Return each line of the listing below, unchanged, and omit the images.
--- start of RECORDS FOR THE EXERCISE ---
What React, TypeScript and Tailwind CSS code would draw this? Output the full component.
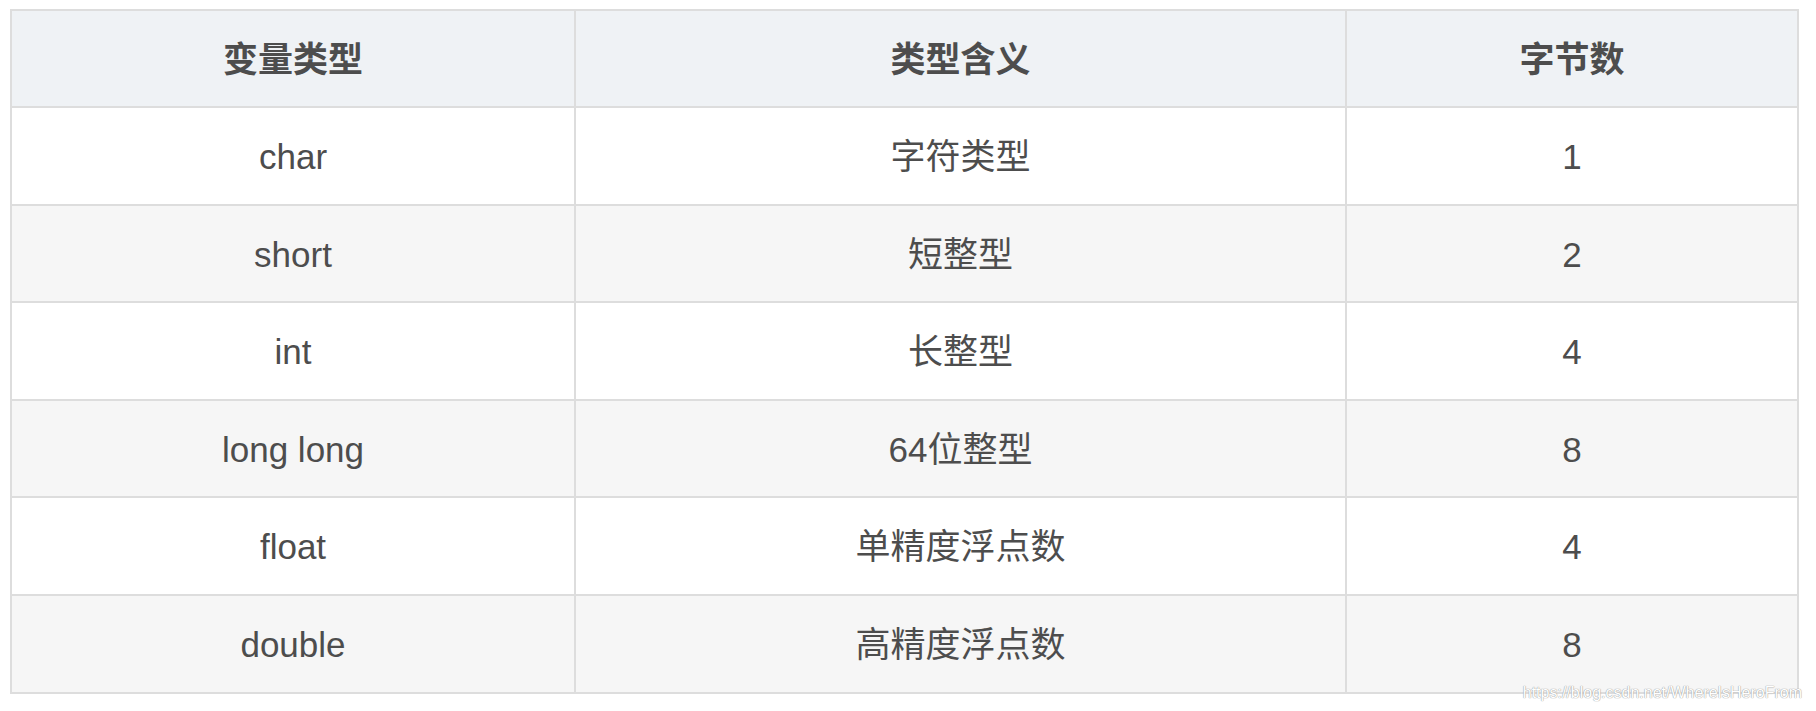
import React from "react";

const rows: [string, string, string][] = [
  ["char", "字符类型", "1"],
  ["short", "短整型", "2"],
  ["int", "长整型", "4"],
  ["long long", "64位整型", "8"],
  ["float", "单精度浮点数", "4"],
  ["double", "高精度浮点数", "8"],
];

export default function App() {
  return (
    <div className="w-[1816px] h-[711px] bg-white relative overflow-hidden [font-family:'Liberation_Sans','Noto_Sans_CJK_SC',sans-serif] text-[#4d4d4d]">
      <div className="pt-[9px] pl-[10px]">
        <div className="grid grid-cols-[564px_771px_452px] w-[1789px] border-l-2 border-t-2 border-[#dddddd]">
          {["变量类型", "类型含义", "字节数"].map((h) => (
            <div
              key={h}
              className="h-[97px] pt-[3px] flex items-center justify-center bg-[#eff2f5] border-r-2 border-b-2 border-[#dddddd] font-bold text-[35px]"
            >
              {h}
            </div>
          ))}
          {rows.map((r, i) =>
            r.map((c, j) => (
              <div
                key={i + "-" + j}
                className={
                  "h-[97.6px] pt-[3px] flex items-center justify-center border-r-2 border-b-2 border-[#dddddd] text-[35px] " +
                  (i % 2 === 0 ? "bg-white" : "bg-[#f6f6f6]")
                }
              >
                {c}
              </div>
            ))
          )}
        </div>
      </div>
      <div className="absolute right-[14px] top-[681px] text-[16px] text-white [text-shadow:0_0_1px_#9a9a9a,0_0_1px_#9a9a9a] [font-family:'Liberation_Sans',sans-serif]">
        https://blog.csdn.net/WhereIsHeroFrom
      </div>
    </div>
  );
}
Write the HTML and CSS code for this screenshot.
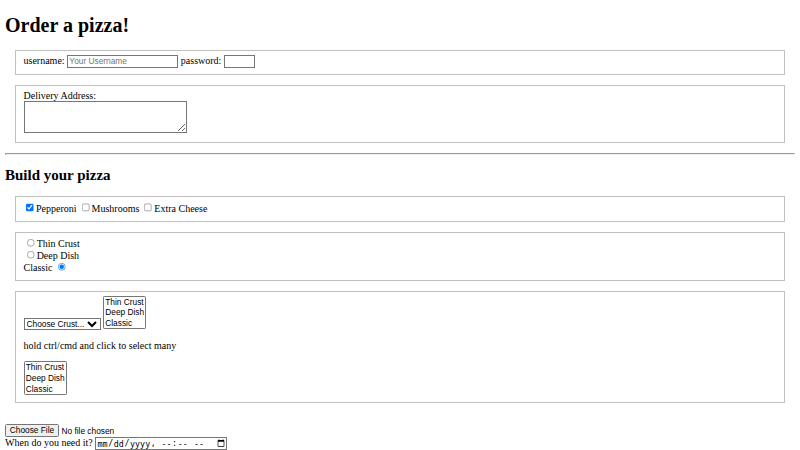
--- end of RECORDS FOR THE EXERCISE ---
### SOLUTION FOR THIS TASK
What React, TypeScript and Tailwind CSS code would draw this? Output the full component.
import React from "react";

const rows: [string, string, string][] = [
  ["char", "字符类型", "1"],
  ["short", "短整型", "2"],
  ["int", "长整型", "4"],
  ["long long", "64位整型", "8"],
  ["float", "单精度浮点数", "4"],
  ["double", "高精度浮点数", "8"],
];

export default function App() {
  return (
    <div className="w-[1816px] h-[711px] bg-white relative overflow-hidden [font-family:'Liberation_Sans','Noto_Sans_CJK_SC',sans-serif] text-[#4d4d4d]">
      <div className="pt-[9px] pl-[10px]">
        <div className="grid grid-cols-[564px_771px_452px] w-[1789px] border-l-2 border-t-2 border-[#dddddd]">
          {["变量类型", "类型含义", "字节数"].map((h) => (
            <div
              key={h}
              className="h-[97px] pt-[3px] flex items-center justify-center bg-[#eff2f5] border-r-2 border-b-2 border-[#dddddd] font-bold text-[35px]"
            >
              {h}
            </div>
          ))}
          {rows.map((r, i) =>
            r.map((c, j) => (
              <div
                key={i + "-" + j}
                className={
                  "h-[97.6px] pt-[3px] flex items-center justify-center border-r-2 border-b-2 border-[#dddddd] text-[35px] " +
                  (i % 2 === 0 ? "bg-white" : "bg-[#f6f6f6]")
                }
              >
                {c}
              </div>
            ))
          )}
        </div>
      </div>
      <div className="absolute right-[14px] top-[681px] text-[16px] text-white [text-shadow:0_0_1px_#9a9a9a,0_0_1px_#9a9a9a] [font-family:'Liberation_Sans',sans-serif]">
        https://blog.csdn.net/WhereIsHeroFrom
      </div>
    </div>
  );
}
Write the HTML and CSS code for this screenshot.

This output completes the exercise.